Given exercise: For every line in the data below that contains "React", copy the line.
__________
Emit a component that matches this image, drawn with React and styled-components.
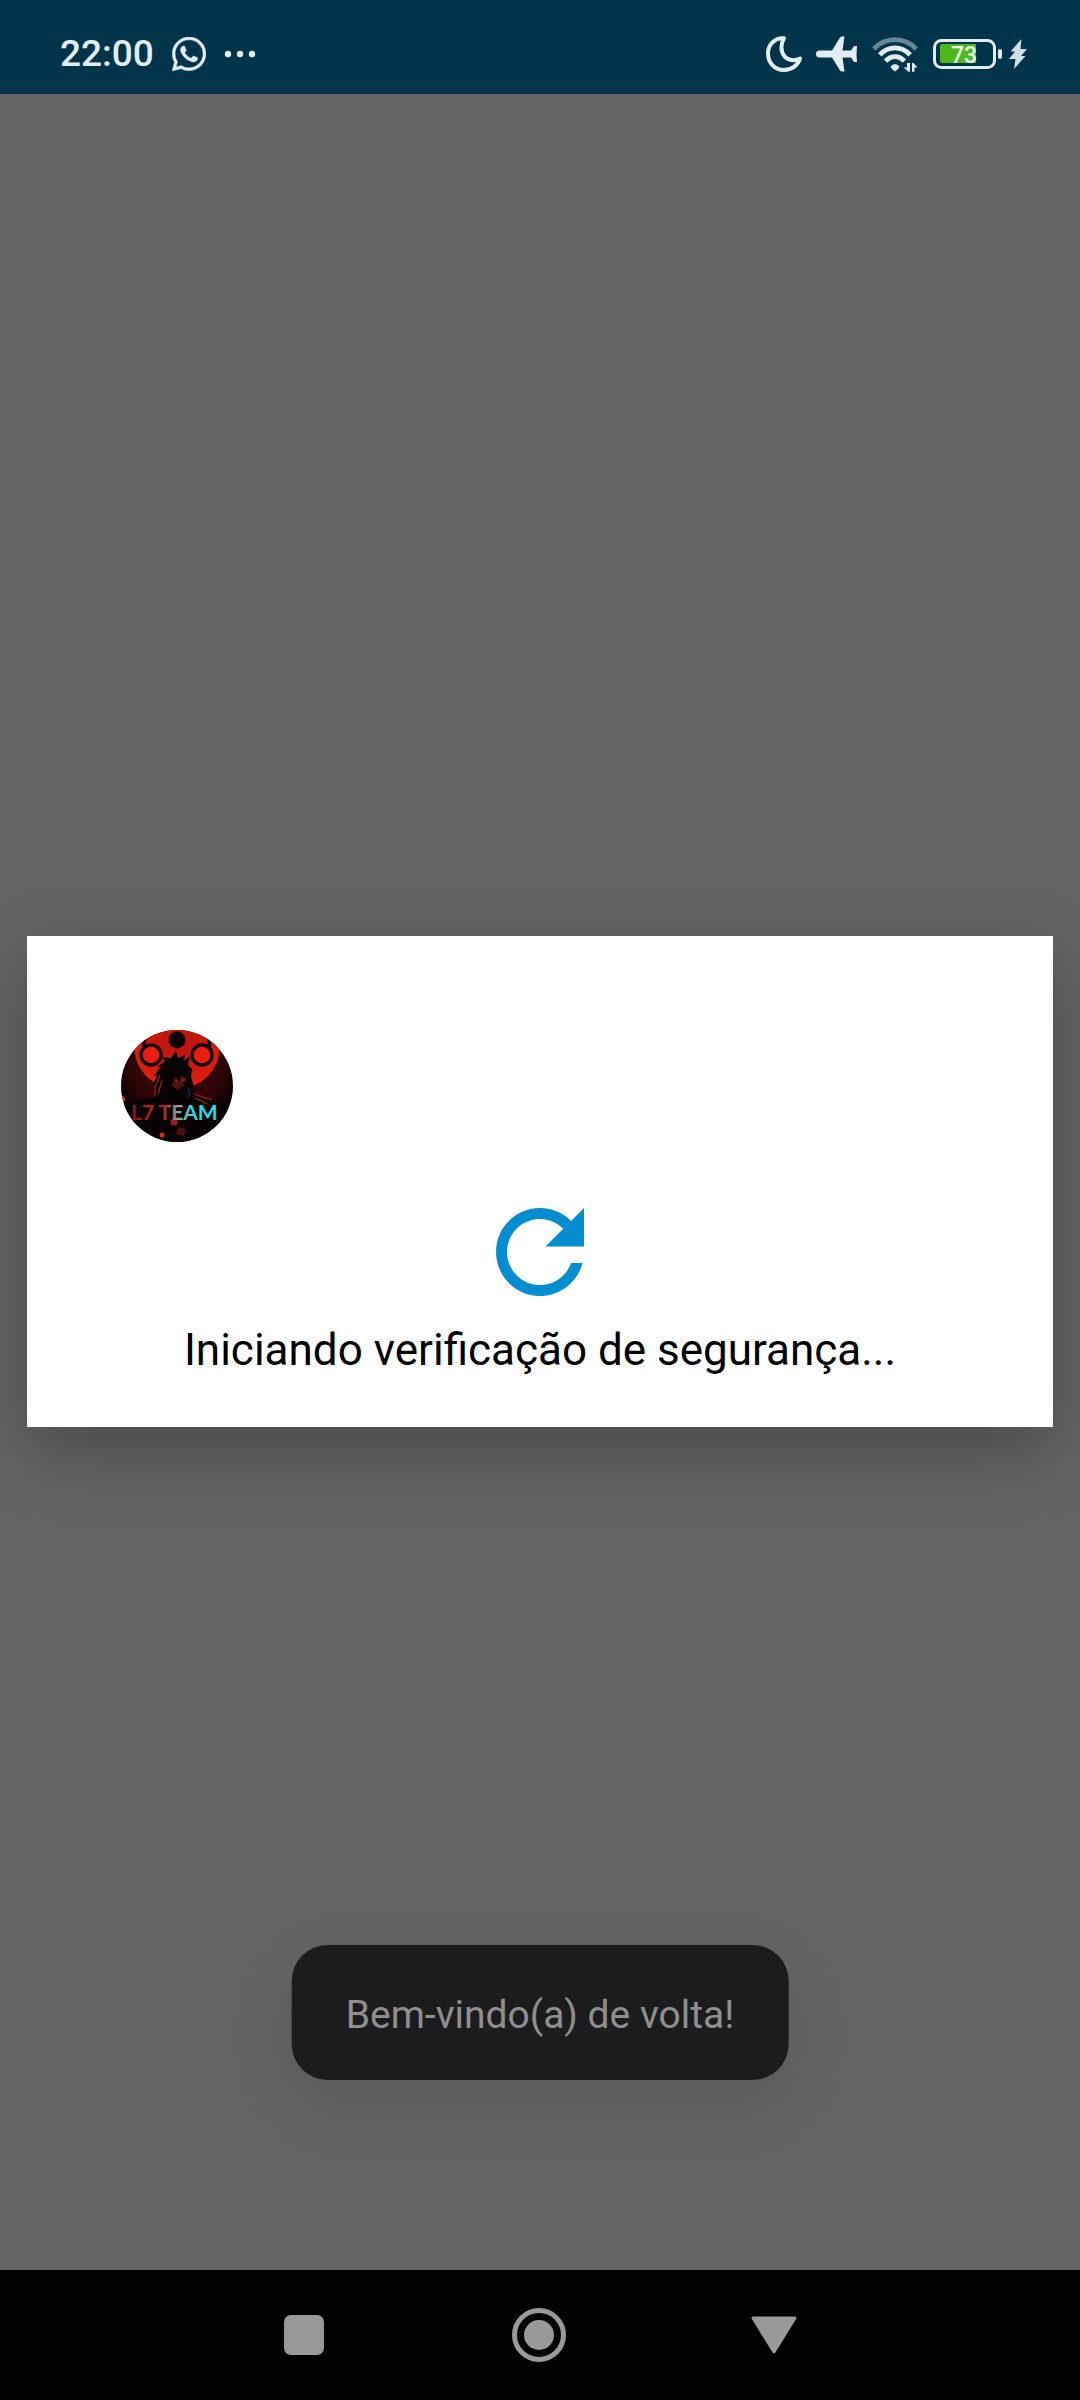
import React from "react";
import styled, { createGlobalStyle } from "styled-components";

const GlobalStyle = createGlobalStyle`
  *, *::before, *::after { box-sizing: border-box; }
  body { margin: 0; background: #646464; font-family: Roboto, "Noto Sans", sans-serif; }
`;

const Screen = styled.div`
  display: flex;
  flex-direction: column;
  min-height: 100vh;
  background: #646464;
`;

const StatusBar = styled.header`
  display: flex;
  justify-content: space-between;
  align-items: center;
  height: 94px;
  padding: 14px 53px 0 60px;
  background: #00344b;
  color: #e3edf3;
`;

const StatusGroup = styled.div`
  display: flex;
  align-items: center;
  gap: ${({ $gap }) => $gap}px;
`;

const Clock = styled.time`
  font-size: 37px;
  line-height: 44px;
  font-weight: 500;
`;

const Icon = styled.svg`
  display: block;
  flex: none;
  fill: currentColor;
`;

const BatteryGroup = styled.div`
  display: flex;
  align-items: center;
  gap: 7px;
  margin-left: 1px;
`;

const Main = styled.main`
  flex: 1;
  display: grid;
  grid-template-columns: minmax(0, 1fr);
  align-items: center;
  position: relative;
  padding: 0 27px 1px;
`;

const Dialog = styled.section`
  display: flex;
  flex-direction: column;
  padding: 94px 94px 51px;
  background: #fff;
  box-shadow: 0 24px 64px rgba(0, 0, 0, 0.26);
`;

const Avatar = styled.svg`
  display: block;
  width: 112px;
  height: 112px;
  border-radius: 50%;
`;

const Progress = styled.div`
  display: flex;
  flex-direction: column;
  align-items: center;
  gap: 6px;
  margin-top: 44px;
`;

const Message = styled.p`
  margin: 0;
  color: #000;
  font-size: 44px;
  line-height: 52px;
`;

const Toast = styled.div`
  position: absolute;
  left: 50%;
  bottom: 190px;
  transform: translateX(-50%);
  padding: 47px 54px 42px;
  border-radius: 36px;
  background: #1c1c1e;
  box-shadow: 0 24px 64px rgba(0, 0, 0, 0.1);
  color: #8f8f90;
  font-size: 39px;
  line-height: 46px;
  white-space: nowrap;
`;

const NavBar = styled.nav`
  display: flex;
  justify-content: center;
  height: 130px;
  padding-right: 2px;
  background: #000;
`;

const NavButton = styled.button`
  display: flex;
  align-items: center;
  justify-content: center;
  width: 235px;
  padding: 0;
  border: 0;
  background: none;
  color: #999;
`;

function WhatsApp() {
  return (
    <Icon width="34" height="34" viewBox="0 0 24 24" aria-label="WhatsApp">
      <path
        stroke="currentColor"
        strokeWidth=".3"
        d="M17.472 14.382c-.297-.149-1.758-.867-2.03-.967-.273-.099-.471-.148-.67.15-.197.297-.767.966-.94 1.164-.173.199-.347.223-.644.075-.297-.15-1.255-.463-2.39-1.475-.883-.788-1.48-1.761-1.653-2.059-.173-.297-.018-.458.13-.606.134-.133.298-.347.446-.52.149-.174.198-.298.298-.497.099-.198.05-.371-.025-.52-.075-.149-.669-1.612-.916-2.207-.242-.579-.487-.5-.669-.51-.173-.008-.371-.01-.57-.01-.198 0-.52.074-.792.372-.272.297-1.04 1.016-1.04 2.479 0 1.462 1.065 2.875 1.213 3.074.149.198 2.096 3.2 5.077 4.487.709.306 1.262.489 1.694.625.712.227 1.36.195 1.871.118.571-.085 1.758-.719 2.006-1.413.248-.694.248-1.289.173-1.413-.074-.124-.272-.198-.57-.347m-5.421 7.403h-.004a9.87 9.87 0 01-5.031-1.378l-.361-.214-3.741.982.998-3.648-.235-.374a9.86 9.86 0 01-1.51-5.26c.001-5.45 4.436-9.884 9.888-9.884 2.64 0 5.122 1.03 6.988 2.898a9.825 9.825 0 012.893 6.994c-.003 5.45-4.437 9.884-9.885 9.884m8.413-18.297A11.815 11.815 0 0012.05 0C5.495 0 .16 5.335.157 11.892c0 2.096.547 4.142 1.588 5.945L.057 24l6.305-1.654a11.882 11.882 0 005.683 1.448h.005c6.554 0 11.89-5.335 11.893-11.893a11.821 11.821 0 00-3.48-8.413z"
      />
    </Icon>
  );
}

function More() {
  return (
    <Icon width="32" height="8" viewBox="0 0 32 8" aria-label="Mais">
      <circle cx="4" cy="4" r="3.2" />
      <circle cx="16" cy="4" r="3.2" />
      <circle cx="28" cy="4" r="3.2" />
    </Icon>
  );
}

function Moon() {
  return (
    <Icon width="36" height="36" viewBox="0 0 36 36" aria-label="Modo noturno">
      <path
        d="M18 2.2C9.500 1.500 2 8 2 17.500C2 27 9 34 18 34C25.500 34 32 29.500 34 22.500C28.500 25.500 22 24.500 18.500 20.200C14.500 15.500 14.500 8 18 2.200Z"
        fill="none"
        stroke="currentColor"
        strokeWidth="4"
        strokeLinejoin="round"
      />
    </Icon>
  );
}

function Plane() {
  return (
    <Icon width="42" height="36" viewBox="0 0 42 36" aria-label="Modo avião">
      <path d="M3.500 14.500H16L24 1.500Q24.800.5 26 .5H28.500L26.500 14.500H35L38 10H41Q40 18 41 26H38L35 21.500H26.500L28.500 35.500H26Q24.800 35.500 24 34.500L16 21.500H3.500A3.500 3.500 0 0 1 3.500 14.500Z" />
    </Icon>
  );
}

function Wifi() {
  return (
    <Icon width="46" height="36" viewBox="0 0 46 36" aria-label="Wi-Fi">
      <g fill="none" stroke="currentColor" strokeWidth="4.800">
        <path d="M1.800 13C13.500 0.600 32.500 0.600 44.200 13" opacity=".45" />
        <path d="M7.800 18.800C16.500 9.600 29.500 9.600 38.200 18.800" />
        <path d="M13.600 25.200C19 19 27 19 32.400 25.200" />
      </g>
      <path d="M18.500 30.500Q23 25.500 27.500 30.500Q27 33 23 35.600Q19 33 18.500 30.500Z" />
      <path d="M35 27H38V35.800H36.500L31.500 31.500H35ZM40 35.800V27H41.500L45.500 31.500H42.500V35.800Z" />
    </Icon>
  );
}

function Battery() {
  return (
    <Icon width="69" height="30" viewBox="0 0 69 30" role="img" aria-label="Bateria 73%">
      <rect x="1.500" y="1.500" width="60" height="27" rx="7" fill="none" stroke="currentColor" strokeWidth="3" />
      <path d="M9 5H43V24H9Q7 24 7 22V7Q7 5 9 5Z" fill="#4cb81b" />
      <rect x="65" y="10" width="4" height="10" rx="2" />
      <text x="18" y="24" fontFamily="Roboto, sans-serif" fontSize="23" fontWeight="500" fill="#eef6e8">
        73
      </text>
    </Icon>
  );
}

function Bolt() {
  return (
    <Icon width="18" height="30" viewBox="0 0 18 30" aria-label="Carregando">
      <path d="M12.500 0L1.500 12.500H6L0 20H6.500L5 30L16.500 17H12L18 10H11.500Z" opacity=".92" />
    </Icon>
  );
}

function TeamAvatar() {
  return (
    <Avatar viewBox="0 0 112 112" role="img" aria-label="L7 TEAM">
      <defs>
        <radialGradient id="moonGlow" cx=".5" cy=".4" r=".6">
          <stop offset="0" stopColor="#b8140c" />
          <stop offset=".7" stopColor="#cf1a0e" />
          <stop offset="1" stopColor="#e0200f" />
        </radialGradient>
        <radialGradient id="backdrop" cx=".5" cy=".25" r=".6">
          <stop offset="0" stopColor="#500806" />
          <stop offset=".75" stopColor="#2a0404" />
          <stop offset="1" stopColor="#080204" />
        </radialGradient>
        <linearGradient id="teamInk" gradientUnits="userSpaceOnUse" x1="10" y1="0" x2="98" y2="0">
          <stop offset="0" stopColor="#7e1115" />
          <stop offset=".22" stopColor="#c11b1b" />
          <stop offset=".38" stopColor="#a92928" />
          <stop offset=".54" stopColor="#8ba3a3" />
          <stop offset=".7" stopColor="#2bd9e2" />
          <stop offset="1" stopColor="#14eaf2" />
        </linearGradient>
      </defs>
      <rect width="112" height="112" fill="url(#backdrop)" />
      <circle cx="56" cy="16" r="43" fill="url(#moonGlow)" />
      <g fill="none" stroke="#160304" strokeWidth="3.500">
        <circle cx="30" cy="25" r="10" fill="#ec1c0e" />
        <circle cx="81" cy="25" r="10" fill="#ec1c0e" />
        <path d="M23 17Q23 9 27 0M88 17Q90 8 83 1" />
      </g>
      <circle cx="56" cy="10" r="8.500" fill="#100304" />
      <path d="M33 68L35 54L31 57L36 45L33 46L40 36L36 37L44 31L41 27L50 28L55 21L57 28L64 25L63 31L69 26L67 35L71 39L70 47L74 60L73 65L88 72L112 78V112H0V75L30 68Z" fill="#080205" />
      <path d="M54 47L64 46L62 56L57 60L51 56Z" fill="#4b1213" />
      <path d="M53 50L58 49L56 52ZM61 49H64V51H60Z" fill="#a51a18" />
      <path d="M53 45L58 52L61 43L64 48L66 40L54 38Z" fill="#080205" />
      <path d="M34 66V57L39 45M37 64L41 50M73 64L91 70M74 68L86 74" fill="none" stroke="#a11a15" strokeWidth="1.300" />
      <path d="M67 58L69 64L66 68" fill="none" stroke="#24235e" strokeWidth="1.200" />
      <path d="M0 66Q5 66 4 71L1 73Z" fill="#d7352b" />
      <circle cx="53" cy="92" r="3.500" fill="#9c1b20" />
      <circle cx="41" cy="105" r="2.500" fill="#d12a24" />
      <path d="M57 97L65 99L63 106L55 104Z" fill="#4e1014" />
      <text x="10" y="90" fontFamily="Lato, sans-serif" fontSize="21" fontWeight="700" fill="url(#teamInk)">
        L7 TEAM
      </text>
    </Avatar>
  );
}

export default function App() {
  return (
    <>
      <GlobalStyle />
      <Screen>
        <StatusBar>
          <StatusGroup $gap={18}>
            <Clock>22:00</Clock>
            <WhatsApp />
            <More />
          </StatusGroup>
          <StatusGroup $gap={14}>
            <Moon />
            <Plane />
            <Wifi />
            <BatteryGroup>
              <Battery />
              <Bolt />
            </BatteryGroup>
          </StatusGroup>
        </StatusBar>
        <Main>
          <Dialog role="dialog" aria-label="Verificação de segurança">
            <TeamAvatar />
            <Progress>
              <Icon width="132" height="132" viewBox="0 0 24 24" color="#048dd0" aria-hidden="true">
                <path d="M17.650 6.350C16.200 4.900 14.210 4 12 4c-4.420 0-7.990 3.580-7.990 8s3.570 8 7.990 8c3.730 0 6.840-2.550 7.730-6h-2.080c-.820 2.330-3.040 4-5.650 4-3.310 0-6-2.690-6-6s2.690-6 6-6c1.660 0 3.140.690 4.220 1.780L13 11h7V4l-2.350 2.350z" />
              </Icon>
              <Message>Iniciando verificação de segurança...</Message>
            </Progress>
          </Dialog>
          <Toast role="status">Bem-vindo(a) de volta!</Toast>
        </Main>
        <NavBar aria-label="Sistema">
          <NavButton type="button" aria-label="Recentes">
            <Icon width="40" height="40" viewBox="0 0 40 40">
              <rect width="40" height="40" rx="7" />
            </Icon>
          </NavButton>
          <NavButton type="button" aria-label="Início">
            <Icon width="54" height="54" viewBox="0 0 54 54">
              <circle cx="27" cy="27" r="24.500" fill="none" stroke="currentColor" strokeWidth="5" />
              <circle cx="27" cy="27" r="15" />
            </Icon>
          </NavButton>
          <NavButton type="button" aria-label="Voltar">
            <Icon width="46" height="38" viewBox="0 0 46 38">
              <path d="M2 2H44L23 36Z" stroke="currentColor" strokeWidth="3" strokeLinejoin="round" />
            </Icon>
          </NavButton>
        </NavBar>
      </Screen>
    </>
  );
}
__________
Full solution:
Emit a component that matches this image, drawn with React and styled-components.
import React from "react";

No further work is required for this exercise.